ICSME 2025
Sun 7 - Fri 12 September 2025 Auckland, New Zealand

AI-generated code has become an integral part of the mainstream developer workflow today. However, in community-driven platforms like Stack Overflow (SO), where trust, authorship, and credibility are important, AI-generated content can raise concerns around AI plagiarism. While some recent studies have focused on detecting AI-generated code, they have mostly worked with large code samples from standard repositories and programming competitions. In contrast, code snippets on SO are often small and context-specific, making it much difficult for detection. Moreover, another aspect overlooked in prior studies concerns recognizing adversarially prompted AI-generated code deliberately crafted to resemble human-written code. To address these limitations, we have first introduced a large-scale dataset comprising 3500 pairs of SO and ChatGPT answers, along with a curated set of 4500 adversarially prompted AI responses.
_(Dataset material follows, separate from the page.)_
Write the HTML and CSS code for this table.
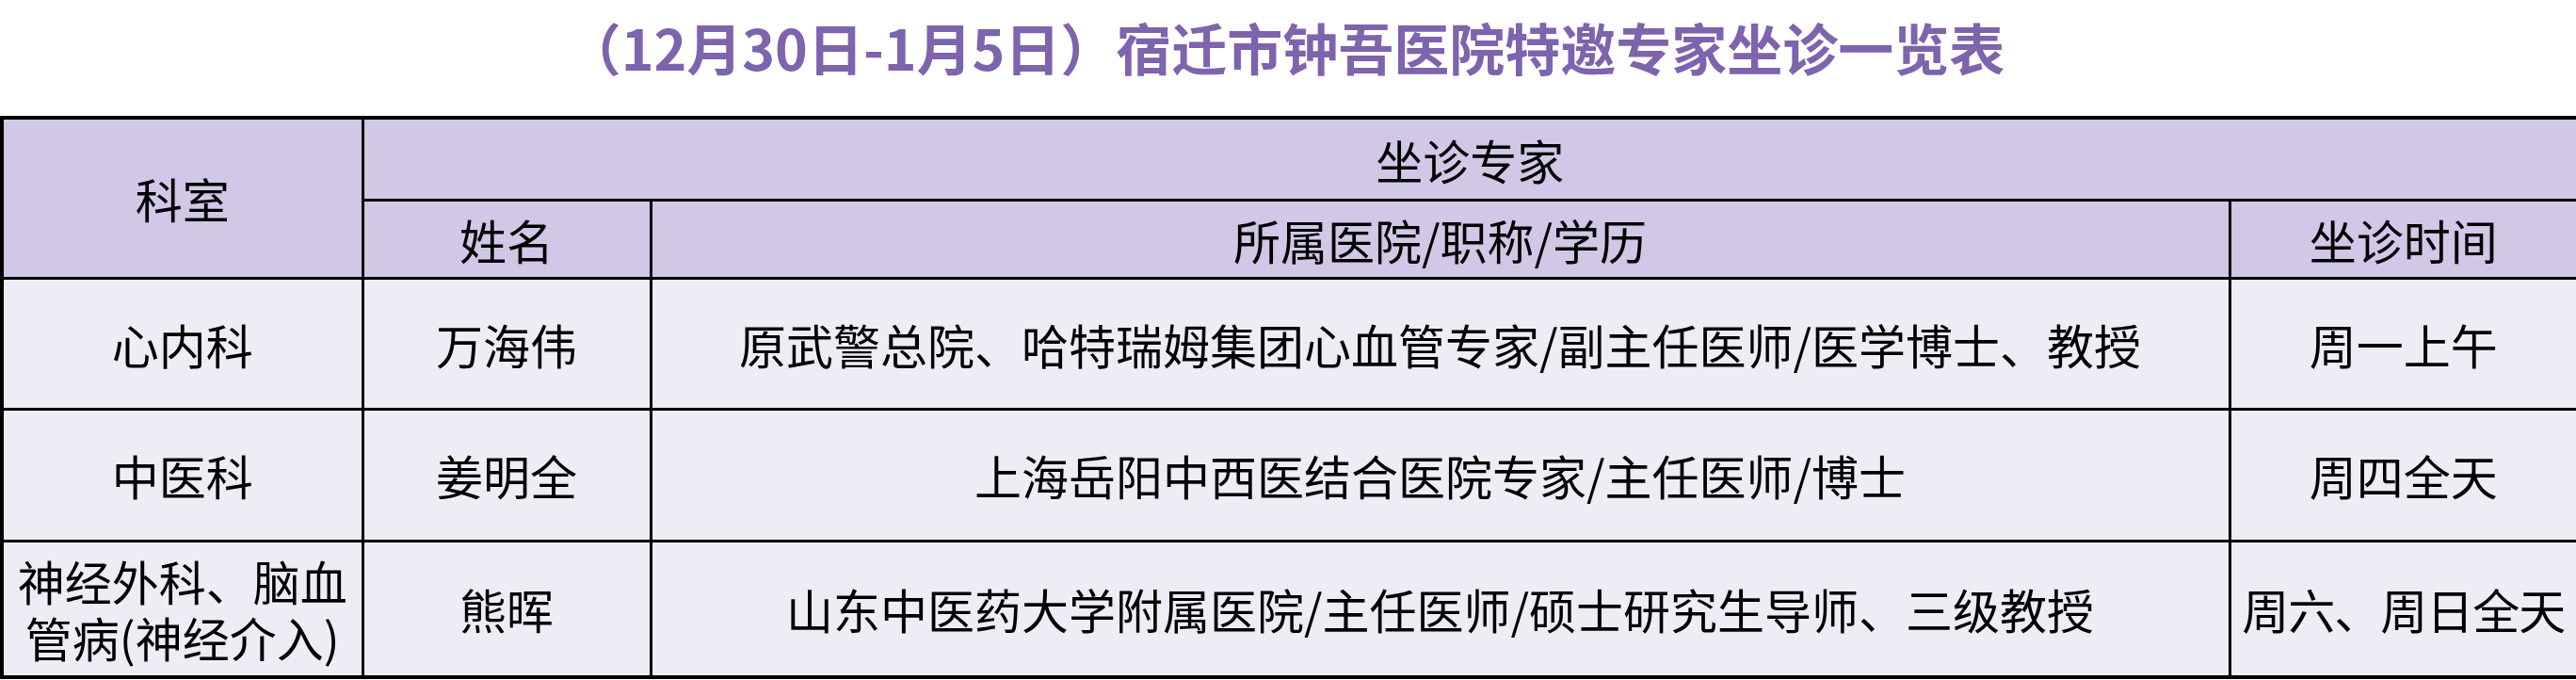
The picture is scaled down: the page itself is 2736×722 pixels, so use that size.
FILE: index.html
```html
<!DOCTYPE html>
<html lang="zh-CN">
<head>
<meta charset="utf-8">
<title>宿迁市钟吾医院特邀专家坐诊一览表</title>
<link rel="stylesheet" href="styles.css">
</head>
<body>
<div class="page">
  <h1 class="title">（12月30日-1月5日）宿迁市钟吾医院特邀专家坐诊一览表</h1>
  <table class="schedule">
    <colgroup>
      <col class="c-dept">
      <col class="c-name">
      <col class="c-hosp">
      <col class="c-time">
    </colgroup>
    <thead>
      <tr class="h1">
        <th rowspan="2">科室</th>
        <th colspan="3">坐诊专家</th>
      </tr>
      <tr class="h2">
        <th>姓名</th>
        <th>所属医院/职称/学历</th>
        <th>坐诊时间</th>
      </tr>
    </thead>
    <tbody>
      <tr class="r1">
        <td>心内科</td>
        <td>万海伟</td>
        <td>原武警总院、哈特瑞姆集团心血管专家/副主任医师/医学博士、教授</td>
        <td>周一上午</td>
      </tr>
      <tr class="r2">
        <td>中医科</td>
        <td>姜明全</td>
        <td>上海岳阳中西医结合医院专家/主任医师/博士</td>
        <td>周四全天</td>
      </tr>
      <tr class="r3">
        <td class="wrap">神经外科、脑血管病(神经介入)</td>
        <td>熊晖</td>
        <td>山东中医药大学附属医院/主任医师/硕士研究生导师、三级教授</td>
        <td class="nowrap">周六、周日全天</td>
      </tr>
    </tbody>
  </table>
</div>
</body>
</html>
```

FILE: styles.css
```css
html, body {
  margin: 0;
  padding: 0;
  background: #ffffff;
}

.page {
  width: 2736px;
  font-family: "Noto Sans CJK SC", "Noto Sans", sans-serif;
  color: #000000;
}

.title {
  box-sizing: border-box;
  height: 123px;
  margin: 0;
  padding: 20px 6px 0 0;
  text-align: center;
  font-size: 59px;
  line-height: 60px;
  font-weight: 700;
  color: #7e63ad;
  white-space: nowrap;
}

.schedule {
  width: 2736px;
  table-layout: fixed;
  border-collapse: collapse;
  border: 4px solid #000000;
}

.c-dept { width: 383px; }
.c-name { width: 306px; }
.c-hosp { width: 1677px; }
.c-time { width: 370px; }

.schedule th,
.schedule td {
  border: 3px solid #000000;
  padding: 0;
  text-align: center;
  vertical-align: middle;
  font-size: 50px;
  font-weight: 400;
  line-height: 60px;
  white-space: nowrap;
}

.schedule th {
  background: #d1c7e6;
}

.schedule td {
  background: #efecf6;
}

.schedule td.wrap {
  white-space: normal;
  padding: 0 8px;
}

.schedule td.nowrap {
  letter-spacing: -1px;
}

.h1 { height: 87px; }
.h2 { height: 83px; }
.r1 { height: 139px; }
.r2 { height: 140px; }
.r3 { height: 145px; }
```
Next, we evaluate existing code language models over this newly curated dataset. Our evaluation shows that existing models perform well on standard AI answers but fail to detect adversarial ones. Finally, to improve detection, we propose an ensemble approach combining stylometric features of code along with the code embeddings. Our approach shows consistent improvements across multiple models and improves generalization to adversarial prompted code. We release our full dataset to facilitate further research in this area.